Catherine is struggling to fill Grissom's shoes as head of the grave shift, whilst Nick gets to step up as the second longest standing member of the team. Fortunately for the bland twins, they're supported by the ever watchable Greg, the deliciously snarky Hodges and my new favourite CSI lady, Wendy, who will hopefully soon graduate from narrative tool to real cast member.
My favourite thing about season ten so far though has to be that Sara is back. I love Sara. I missed Sara. I know everyone loves Grissom, but Sara was the best female character on a police procedural. I could relate to her. She was strong and opinionated, and throughout her time as cast regular she struggled with a crush on her boss, an inability to relate to her coworkers, a lonely lifestyle, alcoholism, and being pinned under a car in the desert with a broken arm.
Mostly I loved Sara's interaction with Catherine. As the two women on the team, they had a relationship that seemed so much more real that the Grissom-as-father-figure theme that was the main thrust of the male characters' interaction. Sara and Catherine initially held each other at a suspicious arm's length, butting heads frequently over their styles of working. Later on, as they worked together, they developed a respect for each other as professionals that became a trust and a friendship. In the two-part season 7 opener, when Catherine awakes in a motel room suspecting she has been the victim of a date rape, she calls Sara in to help her investigate, and avoids telling her male coworkers.

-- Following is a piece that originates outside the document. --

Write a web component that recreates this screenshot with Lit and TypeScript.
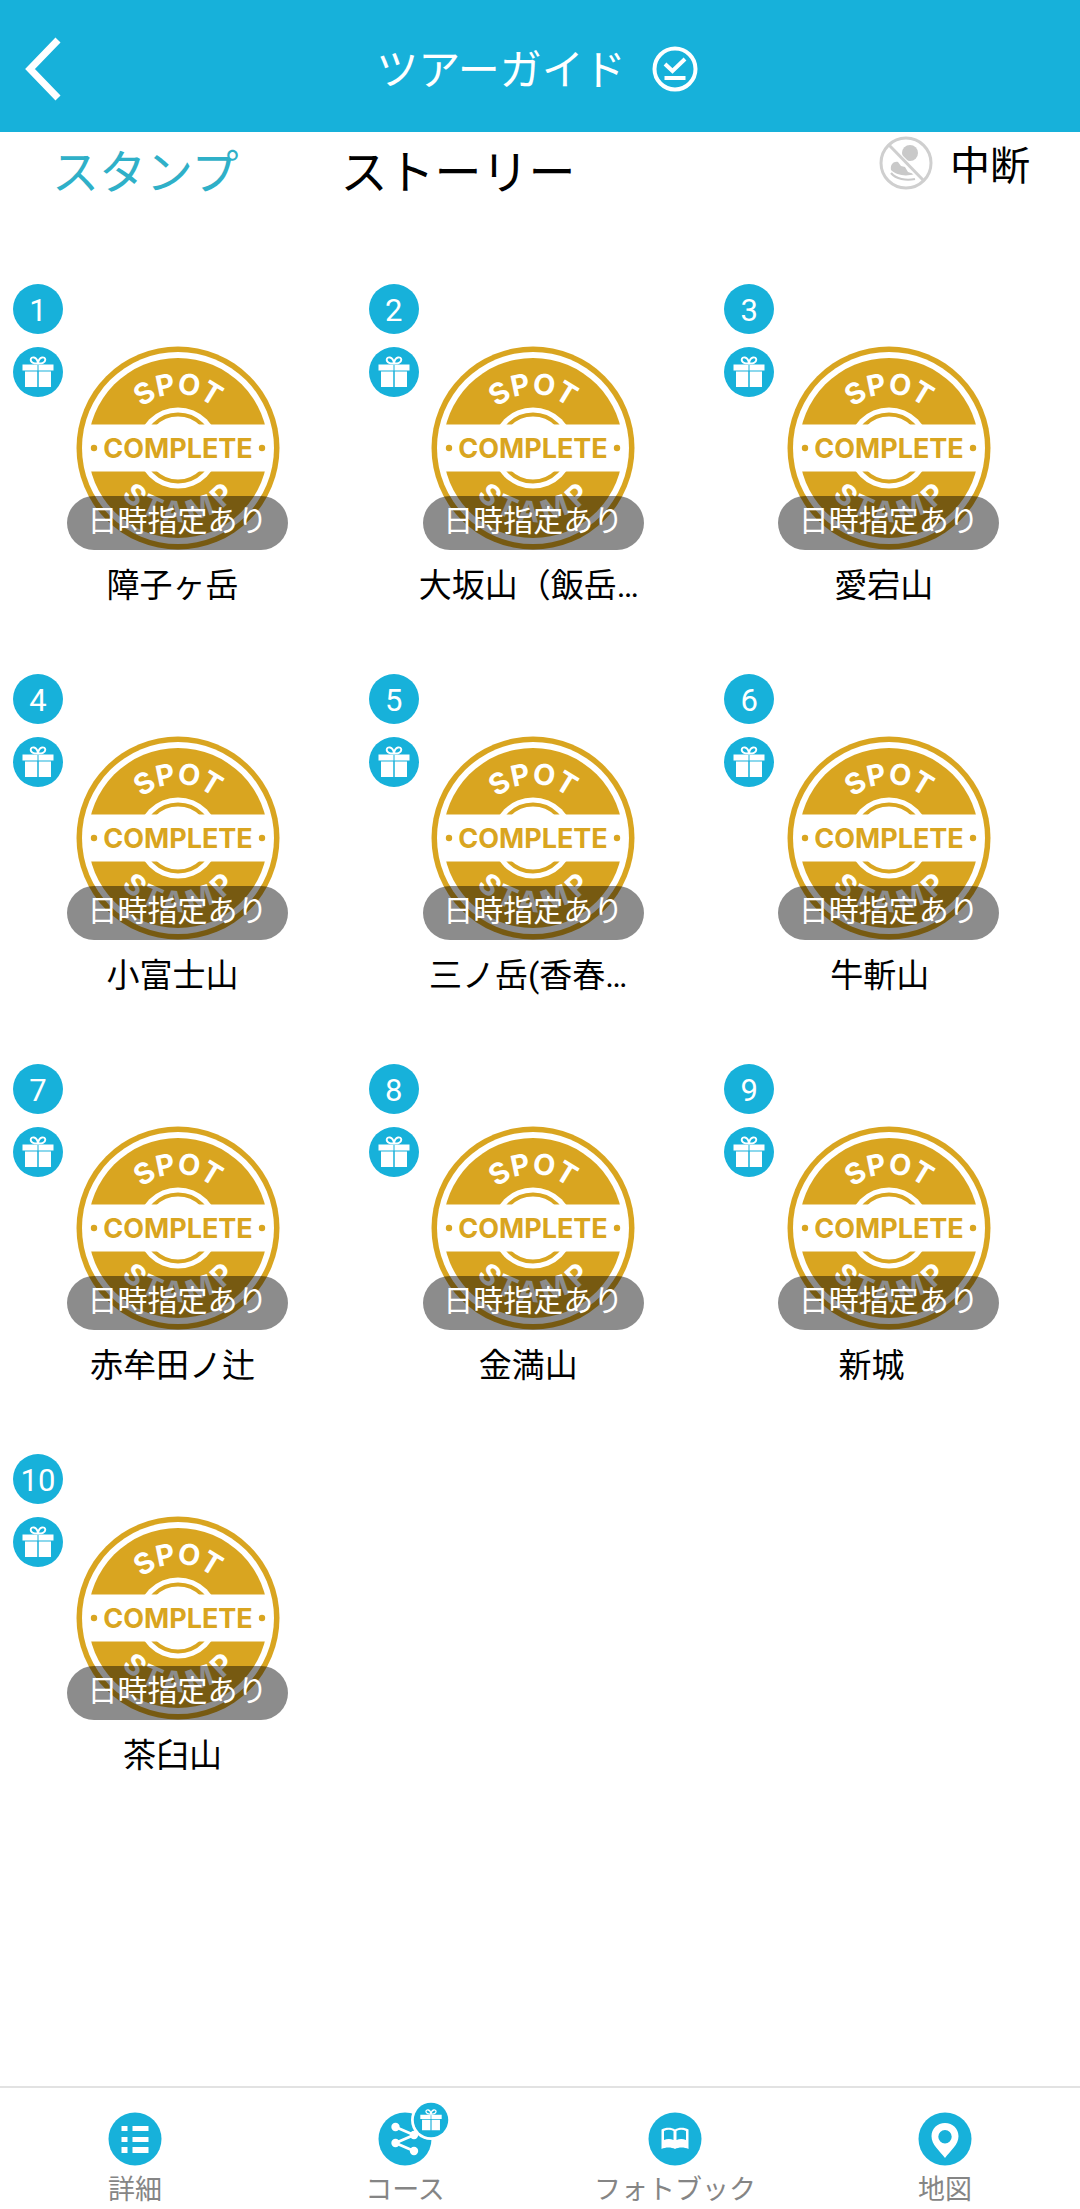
import { LitElement, html, css, svg } from "lit";
import { customElement, property } from "lit/decorators.js";

const SPOTS = [
  "障子ヶ岳",
  "大坂山（飯岳…",
  "愛宕山",
  "小富士山",
  "三ノ岳(香春…",
  "牛斬山\u00a0",
  "赤牟田ノ辻",
  "金満山",
  "新城\u00a0\u00a0\u00a0",
  "茶臼山",
];

const giftShape = svg`
  <path fill="#fff" d="M9.500 17.500h31v6h-31zM12 24.500h12.500v15.500h-12.500zM25.500 24.500h12.500v15.500h-12.500z"/>
  <path stroke="#17b1da" stroke-width="1" d="M25 18v22"/>
  <path fill="none" stroke="#fff" stroke-width="1.900" d="M25 16.300c-3.500.3-7.300-.5-7.300-3.500 0-3.700 6.300-3.600 7.300 3.500zM25 16.300c3.500.3 7.300-.5 7.300-3.500 0-3.700-6.300-3.600-7.300 3.500z"/>`;

/* Letters of the lower arc: advance width in em and angle from straight down. */
const LOWER = [
  { advance: 0.65, angle: 43 },
  { advance: 0.66, angle: 24 },
  { advance: 0.75, angle: 4 },
  { advance: 0.91, angle: -19 },
  { advance: 0.65, angle: -43 },
];
const LOWER_PLACED = LOWER.map(({ advance, angle }) => {
  const a = (angle * Math.PI) / 180;
  const half = (advance * 29) / 2;
  return {
    x: Math.round(-74 * Math.sin(a) - half * Math.cos(a)),
    y: Math.round(74 * Math.cos(a) - half * Math.sin(a)),
    angle,
  };
});

@customElement("spot-stamp")
export class SpotStamp extends LitElement {
  static styles = css`
    :host { display: block; }
    svg { display: block; width: 100%; height: 100%; }
    .mark { font-family: Inter, "Open Sans", sans-serif; font-weight: 700; }
    .centered { text-anchor: middle; }
    .arc { fill: #fff; font-size: 29px; }
    .band { fill: #d9a520; font-size: 27px; }
  `;
  render() {
    return html`<svg viewBox="-102 -102 204 204" aria-hidden="true">
      <defs>
        <path id="upper" d="M-54 0A54 54 0 0 1 54 0" />
      </defs>
      <circle r="101.500" fill="#d9a520" />
      <circle r="96" fill="#fff" />
      <circle r="90" fill="#d9a520" />
      <circle r="40.500" fill="#fff" />
      <circle r="33.500" fill="none" stroke="#d9a520" stroke-width="4" />
      <path fill="#fff" d="M-93-23.500h186v47h-186z" />
      <circle cx="-84" r="3.200" fill="#d9a520" />
      <circle cx="84" r="3.200" fill="#d9a520" />
      <text class="mark centered arc"><textPath href="#upper" startOffset="50%">SPOT</textPath></text>
      <text
        class="mark arc"
        x=${LOWER_PLACED.map((l) => l.x).join(" ")}
        y=${LOWER_PLACED.map((l) => l.y).join(" ")}
        rotate=${LOWER_PLACED.map((l) => l.angle).join(" ")}
      >STAMP</text>
      <text class="mark centered band" y="10">COMPLETE</text>
    </svg>`;
  }
}

@customElement("spot-card")
export class SpotCard extends LitElement {
  @property({ type: Number }) number = 1;
  @property() name = "";

  static styles = css`
    :host { display: block; }
    .card {
      display: grid;
      grid-template-columns: 50px 225px;
      justify-content: start;
      width: 100%;
      padding: 0;
      border: 0;
      background: none;
      color: #000;
      font-family: Roboto, "Noto Sans CJK JP", sans-serif;
      text-align: center;
      cursor: pointer;
    }
    .badges { display: flex; flex-direction: column; gap: 13px; }
    .number {
      height: 50px;
      border-radius: 50%;
      background: #17b1da;
      color: #fff;
      font-size: 31px;
      line-height: 54px;
    }
    .gift { display: block; width: 50px; height: 50px; }
    .stamp { display: grid; justify-items: center; padding: 62px 0 0 4px; }
    .art { grid-area: 1 / 1; width: 204px; height: 204px; }
    .pill {
      grid-area: 1 / 1;
      align-self: end;
      z-index: 1;
      box-sizing: border-box;
      width: 100%;
      height: 54px;
      border-radius: 27px;
      background: rgba(0, 0, 0, 0.45);
      color: #fff;
      font-size: 30px;
      line-height: 50px;
    }
    .name {
      grid-column: 2;
      margin-top: 16px;
      padding-right: 6px;
      font-size: 33px;
      line-height: 40px;
      white-space: nowrap;
    }
  `;
  render() {
    return html`<button class="card" type="button">
      <span class="badges">
        <span class="number">${this.number}</span>
        <svg class="gift" viewBox="0 0 50 50" aria-hidden="true">
          <circle cx="25" cy="25" r="25" fill="#17b1da" />${giftShape}
        </svg>
      </span>
      <span class="stamp">
        <spot-stamp class="art"></spot-stamp>
        <span class="pill">日時指定あり</span>
      </span>
      <span class="name">${this.name}</span>
    </button>`;
  }
}

const NAV = [
  {
    label: "詳細",
    href: "#detail",
    icon: svg`<path fill="#fff" d="M13 14h6v5h-6zM13 25h6v5h-6zM13 35h6v6h-6zM24 14h16v5h-16zM24 25h16v5h-16zM24 35h16v6h-16z"/>`,
    badge: false,
  },
  {
    label: "コース",
    href: "#course",
    icon: svg`<path fill="none" stroke="#fff" stroke-width="2.800" d="M17 15l18.500 8-18.500 8 18.500 8"/>
      <circle cx="17" cy="15" r="4.200" fill="#fff"/><circle cx="35.500" cy="23" r="4.200" fill="#fff"/>
      <circle cx="17" cy="31" r="4.200" fill="#fff"/><circle cx="35.500" cy="39" r="4.200" fill="#fff"/>`,
    badge: true,
  },
  {
    label: "フォトブック",
    href: "#photobook",
    icon: svg`<path fill="#fff" fill-rule="evenodd" d="M13 17.500c4-2.500 10-2.500 13.500 0 3.500-2.500 9.500-2.500 13.500 0v19.500c-4-2-10-2-13.500 0-3.500-2-9.500-2-13.500 0zM15.500 19v9c3-1.500 6.500-1.500 9.500 0v-9c-3-1.800-6.500-1.800-9.500 0zM28 19v9c3-1.500 6.500-1.500 9.500 0v-9c-3-1.800-6.500-1.800-9.500 0z"/>`,
    badge: false,
  },
  {
    label: "地図",
    href: "#map",
    icon: svg`<path fill="#fff" fill-rule="evenodd" d="M26.500 11c-7.700 0-13.500 5.800-13.500 13.200 0 8.500 8 14.300 13.500 21.800 5.500-7.500 13.500-13.300 13.500-21.800 0-7.400-5.800-13.200-13.500-13.200zM26.500 18a6.700 6.700 0 1 1 0 13.400 6.700 6.700 0 0 1 0-13.400z"/>`,
    badge: false,
  },
];

@customElement("app-root")
export class AppRoot extends LitElement {
  static styles = css`
    :host {
      display: flex;
      flex-direction: column;
      min-height: 100vh;
      background: #fff;
      color: #000;
      font-family: Roboto, "Noto Sans CJK JP", sans-serif;
    }
    button { padding: 0; border: 0; background: none; color: inherit; font: inherit; cursor: pointer; }
    svg { display: block; }
    .header {
      display: grid;
      grid-template-columns: 92px 1fr 92px;
      align-items: center;
      height: 126px;
      padding-top: 6px;
      background: #17b1da;
      color: #fff;
    }
    .back { padding: 4px 24px; }
    .back svg { width: 38px; height: 64px; }
    .heading { display: flex; align-items: center; justify-content: center; gap: 26px; padding-right: 6px; }
    .title { margin: 0; padding-top: 4px; font-size: 42px; line-height: 60px; font-weight: 400; }
    .check { width: 46px; height: 46px; }
    .toolbar { display: flex; align-items: flex-start; height: 76px; padding: 0 50px; }
    .tabs { display: flex; gap: 102px; padding: 3px 0 0 2px; font-size: 47px; line-height: 76px; }
    .tab.active { color: #2fb0c8; }
    .pause {
      display: flex;
      align-items: center;
      gap: 17px;
      margin-left: auto;
      font-size: 40px;
      line-height: 54px;
    }
    .pause span { padding-top: 8px; }
    .pause svg { width: 54px; height: 54px; }
    .spots {
      flex: 1;
      display: grid;
      grid-template-columns: repeat(3, 1fr);
      align-content: start;
      row-gap: 68px;
      margin: 0;
      padding: 76px 0 0 13px;
      list-style: none;
    }
    .nav { display: grid; grid-template-columns: repeat(4, 1fr); border-top: 2px solid #e2e2e2; }
    .link {
      display: flex;
      flex-direction: column;
      align-items: center;
      gap: 6px;
      padding-top: 24px;
      color: #858585;
      font-size: 27px;
      line-height: 37px;
      text-decoration: none;
    }
    .icon { position: relative; width: 54px; height: 54px; }
    .icon svg { width: 54px; height: 54px; }
    .icon .reward { position: absolute; left: 33px; top: -12px; width: 40px; height: 40px; }
  `;

  render() {
    return html`
      <header class="header">
        <button class="back" type="button" aria-label="戻る">
          <svg viewBox="0 0 38 64"><path fill="none" stroke="#fff" stroke-width="7" d="M34 3L6 32l28 29" /></svg>
        </button>
        <div class="heading">
          <h1 class="title">ツアーガイド</h1>
          <svg class="check" viewBox="0 0 46 46" aria-hidden="true">
            <circle cx="23" cy="23" r="20.500" fill="none" stroke="#fff" stroke-width="4" />
            <path fill="none" stroke="#fff" stroke-width="4" d="M13 18l7.500 7L33 13M12.500 32h21" />
          </svg>
        </div>
      </header>
      <div class="toolbar">
        <div class="tabs">
          <button class="tab active" type="button">スタンプ</button>
          <button class="tab" type="button">ストーリー</button>
        </div>
        <button class="pause" type="button">
          <svg viewBox="0 0 54 54" aria-hidden="true">
            <circle cx="27" cy="27" r="25" fill="none" stroke="#cfcfcf" stroke-width="3" />
            <circle cx="31" cy="17" r="8" fill="#c9c9c9" />
            <path fill="#c9c9c9" d="M12 34c-1-6 3-9 7-8l3 4 4 1 3 5 6 2c-8 3-18 1-23-4z" />
            <path fill="none" stroke="#c9c9c9" stroke-width="2.200" d="M12 37c5 6 15 8 24 6" />
            <path fill="none" stroke="#fff" stroke-width="6" d="M11 11l32 32" />
            <path fill="none" stroke="#cfcfcf" stroke-width="3" d="M10 9l35 36" />
          </svg>
          <span>中断</span>
        </button>
      </div>
      <ul class="spots">
        ${SPOTS.map((name, i) => html`<li><spot-card .number=${i + 1} .name=${name}></spot-card></li>`)}
      </ul>
      <nav class="nav">
        ${NAV.map(
          (item) => html`<a class="link" href=${item.href}>
            <span class="icon">
              <svg viewBox="0 0 53 54" aria-hidden="true">
                <circle cx="26.500" cy="27" r="26.500" fill="#17b1da" />${item.icon}
              </svg>
              ${item.badge
                ? html`<svg class="reward" viewBox="-4 -4 58 58" aria-hidden="true">
                    <circle cx="25" cy="25" r="29" fill="#fff" />
                    <circle cx="25" cy="25" r="25" fill="#17b1da" />${giftShape}
                  </svg>`
                : ""}
            </span>
            <span>${item.label}</span>
          </a>`
        )}
      </nav>
    `;
  }
}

Right or wrong, this is a reaction and a relationship that I can believe in.
CSI might not be the most liberal thing on television (there's a fair amount of stereotypical evil women murderers and swaggering black drug dealers propping up the plots) but it drip-feeds character development in a way that keeps me watching. Not to mention that the trend towards serial killer arcs in recent seasons (the Miniature Killer was brilliant) helps to keep me tuned in. This year's Dr Jekyll, tying up a corpse's intestine in a bow, in wonderfully macabre! I can't wait to find out more.